WYE  the letter Y [n] (anagram= YEW)  Most of the letters have a word form to them, my favorite being H. But you'll have to wait a few weeks for that one.

SYZYGY the configuration of the earth, moon, and sun lying in a straight line.[n] This is the shortest good word that uses three Y's.  also SYZYGAL and SYZYGIAL (adj)

YA you [pron] is the first Y word in the scrabble dictionary. Incidentally, learning all the legit two letter scrabble words is considered to be the first step to becoming a scrabble addict, er, I mean, improving your score.

YWIS certainly [adv] is the last word. It's an alternate spelling of IWIS. 

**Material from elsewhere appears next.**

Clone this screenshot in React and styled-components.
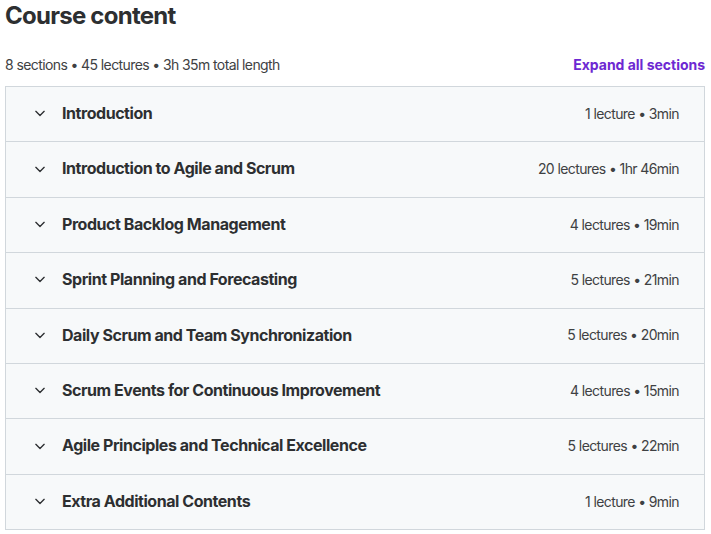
import React from "react";
import styled, { createGlobalStyle } from "styled-components";

const Global = createGlobalStyle`
  html, body { margin: 0; padding: 0; background: #ffffff; }
  body { font-family: Inter, "Noto Sans", sans-serif; color: #2d2f31; }
  * { box-sizing: border-box; }
`;

const Page = styled.div`
  padding: 0 6px 0 5px;
  width: 711px;
`;

const Title = styled.h2`
  margin: 0;
  font-size: 24px;
  line-height: 31px;
  font-weight: 700;
  letter-spacing: -0.75px;
  color: #2d2f31;
`;

const Summary = styled.div`
  display: flex;
  align-items: center;
  justify-content: space-between;
  margin-top: 23px;
  margin-bottom: 12px;
  height: 20px;
`;

const SummaryText = styled.span`
  font-size: 14px;
  letter-spacing: -0.6px;
  color: #3e4143;
`;

const ExpandButton = styled.button`
  border: 0;
  background: none;
  padding: 0;
  font-family: inherit;
  font-size: 14px;
  font-weight: 700;
  letter-spacing: -0.02px;
  color: #6d28d2;
  cursor: pointer;
`;

const Accordion = styled.div`
  border: 1px solid #d1d7dc;
  border-bottom: 0;
`;

const Row = styled.div`
  display: flex;
  align-items: center;
  gap: 12px;
  padding: 15px 25px 17px 24px;
  background: #f7f9fa;
  border-bottom: 1px solid #d1d7dc;
`;

const Chevron = styled.svg`
  width: 20px;
  height: 20px;
  flex: none;
  color: #2d2f31;
`;

const SectionTitle = styled.span`
  flex: 1;
  font-size: 16px;
  line-height: 22.4px;
  font-weight: 700;
  letter-spacing: -0.45px;
  color: #2d2f31;
`;

const SectionMeta = styled.span`
  font-size: 14px;
  letter-spacing: -0.6px;
  color: #3e4143;
`;

const sections = [
  ["Introduction", "1 lecture • 3min"],
  ["Introduction to Agile and Scrum", "20 lectures • 1hr 46min"],
  ["Product Backlog Management", "4 lectures • 19min"],
  ["Sprint Planning and Forecasting", "5 lectures • 21min"],
  ["Daily Scrum and Team Synchronization", "5 lectures • 20min"],
  ["Scrum Events for Continuous Improvement", "4 lectures • 15min"],
  ["Agile Principles and Technical Excellence", "5 lectures • 22min"],
  ["Extra Additional Contents", "1 lecture • 9min"],
];

export default function App() {
  return (
    <Page>
      <Global />
      <Title>Course content</Title>
      <Summary>
        <SummaryText>8 sections • 45 lectures • 3h 35m total length</SummaryText>
        <ExpandButton>Expand all sections</ExpandButton>
      </Summary>
      <Accordion>
        {sections.map(([t, m]) => (
          <Row key={t}>
            <Chevron viewBox="0 0 24 24" fill="none" stroke="currentColor" strokeWidth="1.6" strokeLinecap="round" strokeLinejoin="round">
              <path d="M7 10l5 5 5-5" />
            </Chevron>
            <SectionTitle>{t}</SectionTitle>
            <SectionMeta>{m}</SectionMeta>
          </Row>
        ))}
      </Accordion>
    </Page>
  );
}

There are a few other Y words that are also like this (in that there isn't a vowel after the Y):
YCLAD clothed [adj]
YCLEPED or YCLEPT called; named [adj]
YLEM hypothetical matter from which elements are derived [n]
YPERITE a poisonous gas [n]
YTTERBIA and YTTRIA a chemical compound [n]
YTTRIUM a metallic element [n]

and finally, I'm going to list what scrabble players call an 'extension', which is a word that you would only be able to play in scrabble by extending an existing word on the board:


according to google, it's one septillionth of a second. It is now my dream to be able to play this word during a scrabble game.

Thank you for spending quite a few yoctoseconds if you've made it this far down the page.

4 Things I learned at club last night

1. If you only have time to play one game, and you lose it, it's kind of depressing.

2. FOILERS* is not a word. Learn an anamonic for OILERS + ? here.

3. DIURETICS + DIORITIC does not equal DI(OR)ETICS*. (luckily it stayed on the board)

4. If you're trying to block your opponent from bingoing, block the most likely spot first. In other words, worry less about a line that contains a Q and more about one that requires a 7 letter word starting with S.

Sunday, January 2, 2011

Oh, the irony...

ACELNNO on my rack, and the first thing I see is NONLACE*

Definition of ALENCON: a needlepoint lace.

Maybe that'll help me remember it, with all the needlepoint terminology knowledge that I have.